Fit between motivation and training – training and interesting work self-reinforcing; social benefits and sense of control over life and bridging world of work in to retirement all suggest importance of training. But where training is being imposed by employer or some external body; if seen as a criticism of an individual’s competence for longer-serving employees and where perceived to lead to loss of status, isolation etc.. training is not beneficial.

Influences on training: workplace learning culture; perceived career stage; job mobility; evident need; cost effectiveness and full-time status all support training take-up.

The older workforce is distinct but diverse. Older workers think their skills are adequate or they are over qualified. But the decline in learning is real

Need for positive role models and challenge stereotypes and promote importance of training to reduce career risk. Need joined up policy form govt (between Dept Business, Innovation & Skills and DWP), tailoring training and understanding what works in training including segmenting the older workforce and work-life balance issues are important.

If you’re fifty, what are you going to do over the next 20 years?
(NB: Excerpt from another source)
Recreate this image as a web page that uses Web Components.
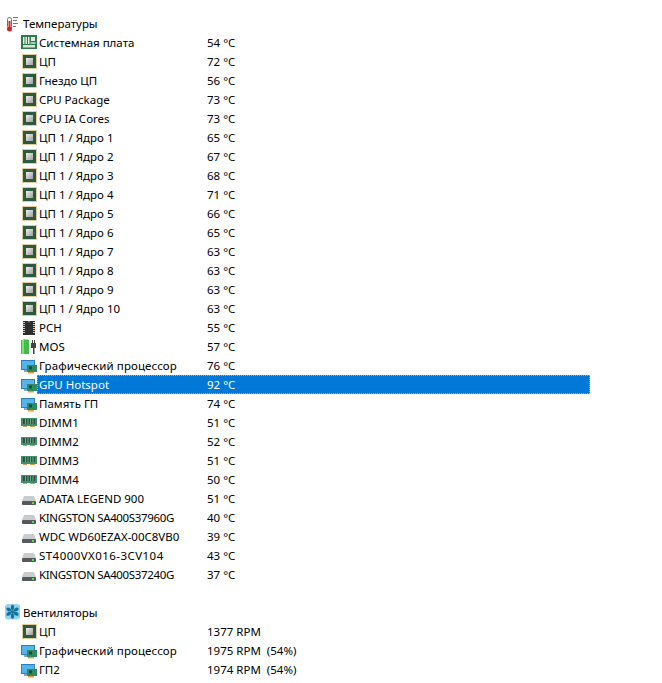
<!DOCTYPE html>
<html>
<head>
<meta charset="utf-8">
<style>
  html, body { margin: 0; background: #ffffff; }
  body { font-family: "Noto Sans", "Open Sans", sans-serif; font-size: 11.5px; color: #000; }
</style>
</head>
<body>
<sensor-panel>
  <sensor-group icon="therm" label="Температуры">
    <sensor-row icon="mb" label="Системная плата" value="54 °C"></sensor-row>
    <sensor-row icon="cpu" label="ЦП" value="72 °C"></sensor-row>
    <sensor-row icon="cpu" label="Гнездо ЦП" value="56 °C"></sensor-row>
    <sensor-row icon="cpu" label="CPU Package" value="73 °C"></sensor-row>
    <sensor-row icon="cpu" label="CPU IA Cores" value="73 °C"></sensor-row>
    <sensor-row icon="cpu" label="ЦП 1 / Ядро 1" value="65 °C"></sensor-row>
    <sensor-row icon="cpu" label="ЦП 1 / Ядро 2" value="67 °C"></sensor-row>
    <sensor-row icon="cpu" label="ЦП 1 / Ядро 3" value="68 °C"></sensor-row>
    <sensor-row icon="cpu" label="ЦП 1 / Ядро 4" value="71 °C"></sensor-row>
    <sensor-row icon="cpu" label="ЦП 1 / Ядро 5" value="66 °C"></sensor-row>
    <sensor-row icon="cpu" label="ЦП 1 / Ядро 6" value="65 °C"></sensor-row>
    <sensor-row icon="cpu" label="ЦП 1 / Ядро 7" value="63 °C"></sensor-row>
    <sensor-row icon="cpu" label="ЦП 1 / Ядро 8" value="63 °C"></sensor-row>
    <sensor-row icon="cpu" label="ЦП 1 / Ядро 9" value="63 °C"></sensor-row>
    <sensor-row icon="cpu" label="ЦП 1 / Ядро 10" value="63 °C"></sensor-row>
    <sensor-row icon="pch" label="PCH" value="55 °C"></sensor-row>
    <sensor-row icon="mos" label="MOS" value="57 °C"></sensor-row>
    <sensor-row icon="gpu" label="Графический процессор" value="76 °C" spacing="0.1px"></sensor-row>
    <sensor-row icon="gpu" label="GPU Hotspot" value="92 °C" selected></sensor-row>
    <sensor-row icon="gpu" label="Память ГП" value="74 °C"></sensor-row>
    <sensor-row icon="dimm" label="DIMM1" value="51 °C"></sensor-row>
    <sensor-row icon="dimm" label="DIMM2" value="52 °C"></sensor-row>
    <sensor-row icon="dimm" label="DIMM3" value="51 °C"></sensor-row>
    <sensor-row icon="dimm" label="DIMM4" value="50 °C"></sensor-row>
    <sensor-row icon="hdd" label="ADATA LEGEND 900" value="51 °C"></sensor-row>
    <sensor-row icon="hdd" label="KINGSTON SA400S37960G" value="40 °C" spacing="-0.35px"></sensor-row>
    <sensor-row icon="hdd" label="WDC WD60EZAX-00C8VB0" value="39 °C"></sensor-row>
    <sensor-row icon="hdd" label="ST4000VX016-3CV104" value="43 °C" spacing="0.45px"></sensor-row>
    <sensor-row icon="hdd" label="KINGSTON SA400S37240G" value="37 °C" spacing="-0.35px"></sensor-row>
  </sensor-group>
  <sensor-group icon="fan" label="Вентиляторы">
    <sensor-row icon="cpu" label="ЦП" value="1377 RPM"></sensor-row>
    <sensor-row icon="gpu" label="Графический процессор" value="1975 RPM  (54%)" spacing="0.1px"></sensor-row>
    <sensor-row icon="gpu" label="ГП2" value="1974 RPM  (54%)"></sensor-row>
  </sensor-group>
</sensor-panel>

<script>
  const blade = 'M0 -1C-2.500 -3 -2 -6.500 0 -7C2 -6.500 2.500 -3 0 -1z'

  const ICONS = {
    therm: `
      <rect x="3.500" y="3.500" width="4" height="11" rx="2" fill="#fff" stroke="#7d6a6a"/>
      <rect x="4.500" y="7" width="2" height="8" fill="#d8232a"/>
      <circle cx="5.500" cy="15" r="2.500" fill="#d8232a"/>
      <path d="M9 3.500h5M9 6.500h4M9 9.500h5M9 12.500h3" stroke="#777" stroke-width="1"/>`,
    fan: `
      <rect x="1" y="1" width="15" height="15.500" rx="3" fill="#93d3ef"/>
      <g fill="#14719c" transform="translate(8.500 8.700)">
        ${[0, 60, 120, 180, 240, 300].map(a => `<path d="${blade}" transform="rotate(${a})"/>`).join('')}
        <circle r="1.500"/>
      </g>`,
    mb: `
      <rect x="0" y="2" width="16" height="14" fill="#2f7a4b"/>
      <rect x="2" y="4" width="1.500" height="7" fill="#e8efe8"/>
      <rect x="4.500" y="4" width="1.500" height="7" fill="#e8efe8"/>
      <rect x="7" y="4" width="1.500" height="7" fill="#e8efe8"/>
      <rect x="10" y="4" width="4" height="4" fill="#dfe9e0"/>
      <rect x="9.500" y="9" width="5" height="2" fill="#a9c9b2"/>
      <rect x="2" y="12" width="12" height="2.500" fill="#d5e3d7"/>`,
    cpu: `
      <rect x="1" y="2" width="15" height="15" fill="#fff"/>
      <rect x="1.500" y="2.500" width="14" height="14" fill="none" stroke="#c8963a" stroke-dasharray="1 1"/>
      <rect x="2" y="3" width="13" height="13" fill="#2c5a40"/>
      <rect x="5" y="6" width="7" height="7" fill="url(#chip)"/>`,
    pch: `
      <rect x="2" y="3" width="12" height="14" fill="#2b2b2b"/>
      <path d="M2 4.500h12M2 6.500h12M2 8.500h12M2 10.500h12M2 12.500h12M2 14.500h12" stroke="#c9c9c9"/>
      <rect x="4" y="3" width="8" height="14" fill="#2e2e2e"/>
      <path d="M7 3h2v1.500H7z" fill="#777"/>`,
    mos: `
      <rect x="2" y="2" width="5" height="1.500" fill="#9ad79f"/>
      <rect x="0" y="3" width="8" height="14" fill="#3fbf45"/>
      <rect x="1" y="3" width="2" height="14" fill="#7fe07f"/>
      <rect x="11" y="3" width="1" height="4" fill="#444"/>
      <rect x="13" y="3" width="1" height="4" fill="#444"/>
      <rect x="10" y="6" width="5" height="5" fill="#3f4347"/>
      <rect x="12" y="10" width="1.500" height="7" fill="#3f4347"/>`,
    gpu: `
      <rect x="0" y="4" width="14" height="10" fill="#2e7fbd"/>
      <rect x="1" y="5" width="12" height="8" fill="#55b4ea"/>
      <rect x="3" y="14" width="6" height="2" fill="#8aa8bd"/>
      <rect x="6" y="9" width="10" height="7" fill="#2f8a5f"/>
      <rect x="8" y="10.500" width="3" height="3" fill="#1c4c36"/>
      <rect x="7" y="16" width="6" height="1.500" fill="#e4a23c"/>`,
    dimm: `
      <rect x="0" y="5" width="16" height="8" fill="#3d9068"/>
      <rect x="2" y="6" width="12" height="5" fill="#2f4f43"/>
      <path d="M4.500 6v5M7 6v5M9.500 6v5M12 6v5" stroke="#6fae90"/>
      <rect x="2" y="13" width="4" height="1" fill="#d99a4a"/>
      <rect x="9" y="13" width="5" height="1" fill="#d99a4a"/>`,
    hdd: `
      <path d="M3 7h10l2 5H1z" fill="#c9cbcd"/>
      <rect x="1" y="12" width="14" height="4" rx="1" fill="#55595c"/>
      <rect x="11" y="13" width="2" height="2" fill="#4fe04f"/>`
  }

  const chipDefs = `<defs><linearGradient id="chip" x1="0" y1="0" x2="1" y2="1">
    <stop offset="0" stop-color="#f0f0ee"/><stop offset="1" stop-color="#9c9f9c"/></linearGradient></defs>`

  customElements.define('sensor-panel',
    class extends HTMLElement {
      constructor() {
        super()
        const shadow = this.attachShadow({ mode: 'open' })
        shadow.innerHTML = `
          <style>
            :host { display: block; width: 590px; padding-top: 14px; }
          </style>
          <slot></slot>
        `
      }
    }
  )

  customElements.define('sensor-group',
    class extends HTMLElement {
      constructor() {
        super()
        const shadow = this.attachShadow({ mode: 'open' })
        shadow.innerHTML = `
          <style>
            :host { display: block; margin-bottom: 19px; }
            .head { display: flex; align-items: center; height: 19px; padding-left: 4px; }
            svg { display: block; flex: none; }
            .label { margin-left: 1px; line-height: 19px; }
          </style>
          <div class="head">
            <svg width="18" height="19" viewBox="0 0 18 19">${ICONS[this.getAttribute('icon')]}</svg>
            <span class="label">${this.getAttribute('label')}</span>
          </div>
          <slot></slot>
        `
      }
    }
  )

  customElements.define('sensor-row',
    class extends HTMLElement {
      constructor() {
        super()
        const shadow = this.attachShadow({ mode: 'open' })
        shadow.innerHTML = `
          <style>
            :host { display: flex; height: 19px; padding-left: 21px; line-height: 19px; white-space: pre; }
            svg { display: block; flex: none; }
            .main { flex: 1; display: grid; grid-template-columns: 168px 1fr; padding-left: 2px; box-sizing: border-box; }
            .label { letter-spacing: ${this.getAttribute('spacing') || 'normal'}; }
            :host([selected]) .main {
              background: #0078d7; color: #fff;
              outline: 1px dotted #f0a030; outline-offset: -1px;
            }
          </style>
          <svg width="16" height="19" viewBox="0 0 16 19">${chipDefs}${ICONS[this.getAttribute('icon')]}</svg>
          <div class="main">
            <span class="label">${this.getAttribute('label')}</span>
            <span>${this.getAttribute('value')}</span>
          </div>
        `
      }
    }
  )
</script>
</body>
</html>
England does have a national careers service (but at same time as it stopped advertising government services). Mid career review (at 50 years)  project to be piloted by NIACE through the national careers service: is there demand; what are the issues and what are the best models for delivery?


Is there evidence on the stereotype of older workers finding it difficult to learn (not just training)?

Evidence on older peoples’ learning processes is very limited and tend to be focused on particular older people rather than for older people as a general population. But inked to a change in understanding of what is meant by learning and expanded to a wider range of activities.

There is evidence of legislation having a positive impact. For example, the right of appeal on retirement decisions has lead to employers and employees having conversations and arriving at mutually beneficial solutions.


So that’s it – we’re just hearing about the next conference in Edinburgh 2014 hosted by Edinburgh Napier University.